Die Hoffnungen in der Belegschaft sind nun groß, dass Metz eine ähnliche Entwicklung wie Loewe nehmen könnte. Das Unternehmen hat zwar nur noch die Hälfte der Mitarbeiter von einst, und der Umsatz ist deutlich von Spitzenwerten entfernt. Dafür hat es aber wieder so etwas wie eine Zukunft. Die Kosten konnte Loewe durch eine Einkaufs- und Entwicklungspartnerschaft mit dem größten chinesischen Fernsehhersteller Hisense senken. In der kommenden Woche wird das Unternehmen mehrere neue TV-Geräte auf den Markt bringen. Für das erste Geschäftsjahr nach der Insolvenz sind bereits schwarze Zahlen geplant.

Exner wird sich schnell auf die Suche nach Investoren begeben müssen. Einige hatten bereits vor der Erklärung der Zahlungsunfähigkeit Gespräche mit Metz geführt, bestätigt Exner gegenüber der "Welt am Sonntag". Mit ihnen solle weiter verhandelt werden. Darüber hinaus hätten sich in den vergangenen Tagen weitere Interessenten gemeldet, auch mit ihnen dürften Gespräche geführt werden.

Metz steht damit in jedem Fall vor einem Zeitenwechsel. Seit der Gründung vor 76 Jahren ist das Unternehmen aus dem fränkischen Zirndorf fest in Familienhand. Alleineignerin ist die 90 Jahre alte Helene Metz, Witwe des strengen Firmengründers Paul Metz. Auch wenn sie keine operativen Aufgaben mehr hat, schaute die alte Firmeneignerin bis zuletzt regelmäßig im Unternehmen vorbei, um nach dem Rechten zu sehen.

Exner sieht nun Potenzial für einen Neubeginn bei Metz. "Ich habe ein absolut intaktes Unternehmen vorgefunden, das sein Produktsortiment bereits erneuert hat", sagt er. "Ein Unternehmen, das Marktanteile bis zur Insolvenzantragsstellung gewonnen hat und das sich neu im Markt positionierte." Es seien richtige Schritte gegangen worden. "Das muss man nun fortsetzen."

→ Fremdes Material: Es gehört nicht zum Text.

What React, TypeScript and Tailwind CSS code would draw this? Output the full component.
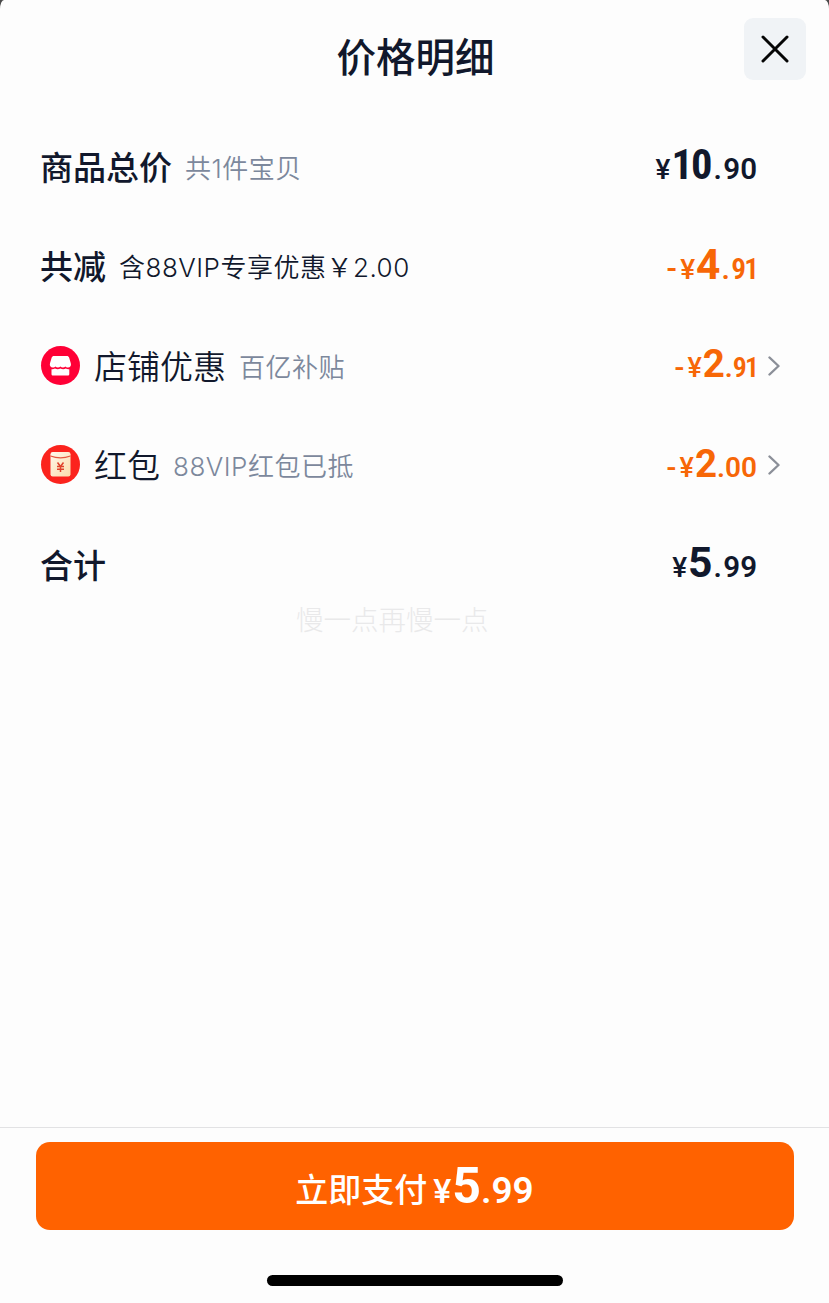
import clsx from "clsx";
import type { ReactNode } from "react";

type Tone = "ink" | "orange";

type PriceProps = {
  yuan: string;
  cents: string;
  negative?: boolean;
  size?: "sm" | "md" | "lg";
};

const SIZES = {
  sm: { yen: "text-[27px] mr-px", yuan: "text-[38.5px]", dot: "", cents: "text-[28px]" },
  md: { yen: "text-[28px] mr-px", yuan: "text-[42.5px]", dot: "ml-px mr-[1.5px]", cents: "text-[29.5px]" },
  lg: { yen: "text-[34px] mr-px", yuan: "text-[50px]", dot: "", cents: "text-[37px]" },
};

function Price({ yuan, cents, negative, size = "md" }: PriceProps) {
  const s = SIZES[size];
  const wide = yuan.startsWith("1");
  const tight = cents.endsWith("1");
  return (
    <span className="flex items-baseline font-[Roboto,sans-serif] leading-none whitespace-nowrap">
      {negative ? <span className={clsx("mr-[3px] font-semibold", s.cents)}>-</span> : null}
      <span className={clsx("font-medium", s.yen)}>¥</span>
      <span className={clsx("font-bold", wide && "mr-[2px] -tracking-[2px] font-stretch-semi-condensed", s.yuan)}>
        {yuan}
      </span>
      <span className={clsx("font-semibold", s.cents, s.dot)}>.</span>
      <span className={clsx("font-semibold", tight && "-tracking-[2px] font-stretch-semi-condensed", s.cents)}>
        {cents}
      </span>
    </span>
  );
}

type RowProps = {
  icon?: ReactNode;
  label: string;
  note?: string;
  noteDark?: boolean;
  bold?: boolean;
  arrow?: boolean;
  tone?: Tone;
  children: ReactNode;
};

function Row({ icon, label, note, noteDark, bold, arrow, tone = "ink", children }: RowProps) {
  return (
    <li className="flex h-[99.5px] items-center pr-12 pl-10">
      {icon ? <span className="mr-[14px] size-10">{icon}</span> : null}
      <span className={clsx("pb-px text-[33px] leading-none", bold ? "font-medium" : "font-[350]")}>{label}</span>
      {note ? (
        <span
          className={clsx(
            "ml-[13px] pt-1 font-[Inter,'Noto_Sans_CJK_SC',sans-serif] text-[26px] leading-none font-[350] tracking-[0.5px]",
            noteDark ? "text-[#11182c]" : "text-[#7c889c]",
          )}
        >
          {note}
        </span>
      ) : null}
      <span className={clsx("ml-auto pb-[3px]", tone === "orange" ? "text-[#f76707]" : "text-[#11182c]")}>
        {children}
      </span>
      <span className="ml-2.5 w-[14px]">{arrow ? <Chevron /> : null}</span>
    </li>
  );
}

function Chevron() {
  return (
    <svg className="h-[20px] w-[14px]" viewBox="0 0 14 20" fill="none" stroke="#8b8f98" strokeWidth="2.4">
      <path d="M2.500 1.500 11.500 10 2.500 18.500" strokeLinecap="round" strokeLinejoin="round" />
    </svg>
  );
}

function ShopIcon() {
  return (
    <svg className="size-10" viewBox="0 0 40 40">
      <circle cx="20.5" cy="19.5" r="19.5" fill="#ff0036" />
      <path
        d="M14 10h12.800c1.200 0 2 .6 2.300 1.600l1.700 5.600c.7 2.300-.6 4.300-2.800 4.300-1.200 0-2-.5-2.600-1.100-.7.7-1.500 1.100-2.500 1.100s-1.900-.4-2.500-1.100c-.7.7-1.500 1.100-2.500 1.100s-1.900-.4-2.500-1.100c-.6.6-1.400 1.100-2.600 1.100-2.200 0-3.500-2-2.800-4.300l1.700-5.600c.3-1 1.100-1.600 2.300-1.600z"
        fill="#fff"
      />
      <path
        d="M11.500 23.300c1.500.2 2.500-.1 3.500-.7 1.600 1 3.700 1 5.400 0 1.700 1 3.800 1 5.400 0 1 .6 2 .9 3.500.7v4.600c0 1.100-.6 1.700-1.700 1.700h-14.400c-1.100 0-1.700-.6-1.700-1.700z"
        fill="#fff"
      />
    </svg>
  );
}

function RedPacketIcon() {
  return (
    <svg className="size-10" viewBox="0 0 40 40">
      <defs>
        <linearGradient id="packet" x1="0" y1="0" x2="1" y2="1">
          <stop offset="0" stopColor="#fff8ec" />
          <stop offset="1" stopColor="#fbdcaa" />
        </linearGradient>
      </defs>
      <circle cx="20.5" cy="19.5" r="19.5" fill="#fb231d" />
      <rect x="10.500" y="7" width="20" height="24.500" rx="2.200" fill="url(#packet)" />
      <path d="M10.500 11q10 3.600 20 0" fill="none" stroke="#e5573f" strokeWidth="1.200" />
      <path
        d="M17.500 17.500l3 4 3-4M17 21.600h7M17 24.200h7M20.500 21.500v5.500"
        fill="none"
        stroke="#e0432d"
        strokeWidth="1.500"
      />
    </svg>
  );
}

export default function App() {
  return (
    <div className="bg-[#4a4a4a]">
      <main className="flex h-[1303px] flex-col rounded-t-[4px_9px] bg-[#fdfdfd] font-['Noto_Sans_CJK_SC',sans-serif] text-[#11182c]">
        <header className="relative flex h-[117px] shrink-0 justify-center pt-[35px] pl-[2px]">
          <h1 className="text-[39.5px] leading-none font-medium">价格明细</h1>
          <button
            aria-label="关闭"
            className="absolute top-[18px] right-[23px] flex size-[62px] items-center justify-center rounded-[9px] bg-[#f0f3f6]"
          >
            <svg className="size-[28px]" viewBox="0 0 28 28" stroke="#050505" strokeWidth="3" strokeLinecap="round">
              <path d="M2 2 26 26M26 2 2 26" />
            </svg>
          </button>
        </header>

        <ul>
          <Row label="商品总价" note="共1件宝贝" bold>
            <Price yuan="10" cents="90" />
          </Row>
          <Row label="共减" note="含88VIP专享优惠￥2.00" noteDark bold tone="orange">
            <Price yuan="4" cents="91" negative />
          </Row>
          <Row icon={<ShopIcon />} label="店铺优惠" note="百亿补贴" arrow tone="orange">
            <Price yuan="2" cents="91" negative size="sm" />
          </Row>
          <Row icon={<RedPacketIcon />} label="红包" note="88VIP红包已抵" arrow tone="orange">
            <Price yuan="2" cents="00" negative size="sm" />
          </Row>
          <Row label="合计" bold>
            <Price yuan="5" cents="99" />
          </Row>
        </ul>

        <p className="mt-[-10px] ml-[296px] text-[27.5px] leading-none font-light text-[#e9e9ea]">慢一点再慢一点</p>

        <footer className="mt-auto flex h-[176px] flex-col items-center border-t border-[#e2e2e4] pt-[14px]">
          <button className="flex h-[88px] w-[758px] items-center justify-center rounded-[14px] bg-[#ff6200] text-white">
            <span className="mr-1.5 pt-1 text-[33px] leading-none font-medium">立即支付</span>
            <Price yuan="5" cents="99" size="lg" />
          </button>
          <div className="mt-[45px] h-[11px] w-[296px] rounded-full bg-black" />
        </footer>
      </main>
    </div>
  );
}
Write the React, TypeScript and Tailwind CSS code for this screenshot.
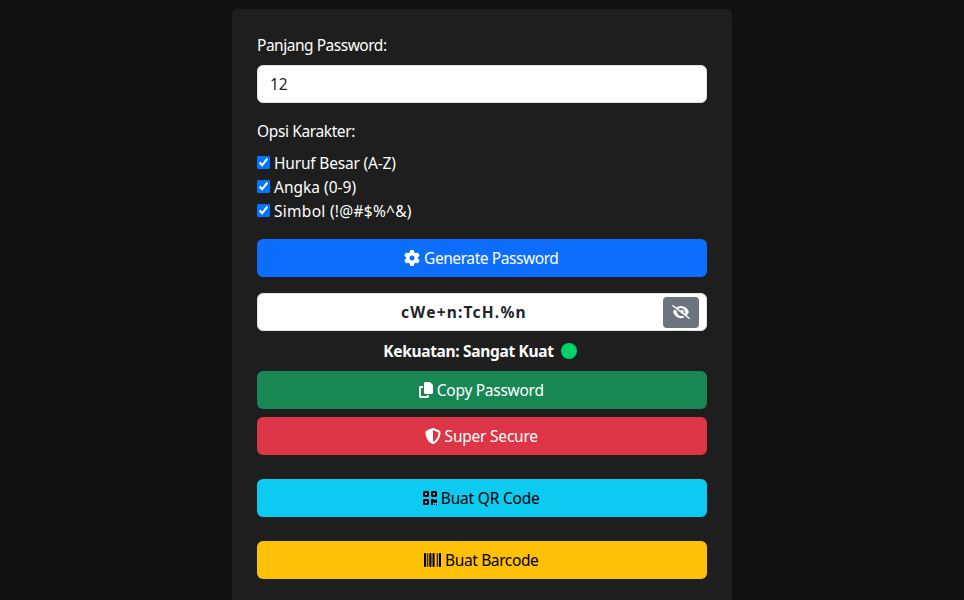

Deutsche Unternehmen können in der Unterhaltungselektronik auch künftig eine Rolle spielen, sofern sie sich eine Nische suchen, sagen Experten. "Im Massenmarkt", sagt Exner, "sind die deutschen Unternehmen aufgrund der geringen Stückzahlen letztlich nicht wettbewerbsfähig." Metz ist ein Nischenanbieter. Das Unternehmen richtet sich an eine Kundschaft, die sich auf das Rentenalter zubewegt. Ein guter Ton und einfache Bedienbarkeit sind für sie wichtig – und das Versprechen, dass Fernseher über Jahre hinweg gewartet werden.

Doch ob diese Vorzüge Metz weiter eine ausreichend große Marktnische lassen? Der Preiskampf jedenfalls hält an. "Es werden nach wie vor neue TV-Geräte verkauft. Nur die Preise pro verkauftem Gerät sinken", sagt Michael Schmid, Branchenexperte des Beratungsunternehmens Accenture. Darüber hinaus verliert der Fernseher in Zeiten von Smartphones und Tablets an Bedeutung. "Seine Monopolstellung wird von vielen anderen Geräten angegriffen", sagt Timm Hoffmann vom Branchenverband Bitkom.

So schwer der Markt ist, den Rückhalt der Belegschaft hat Insolvenzverwalter Joachim Exner. Viele Beschäftigte schöpften am Donnerstag so etwas wie Zuversicht, heißt es. "Es hat den Mitarbeitern gutgetan, auf der Betriebsversammlung zu erkennen, dass sie sich nicht auf stürmischer See befinden, sondern ein Hafen in Sicht ist", sagt Betriebsratschef Klaus Wilke. Eine Insolvenz, sie muss nicht das Ende für Metz bedeuten. Sie kann auch der Startpunkt für einen Neubeginn sein.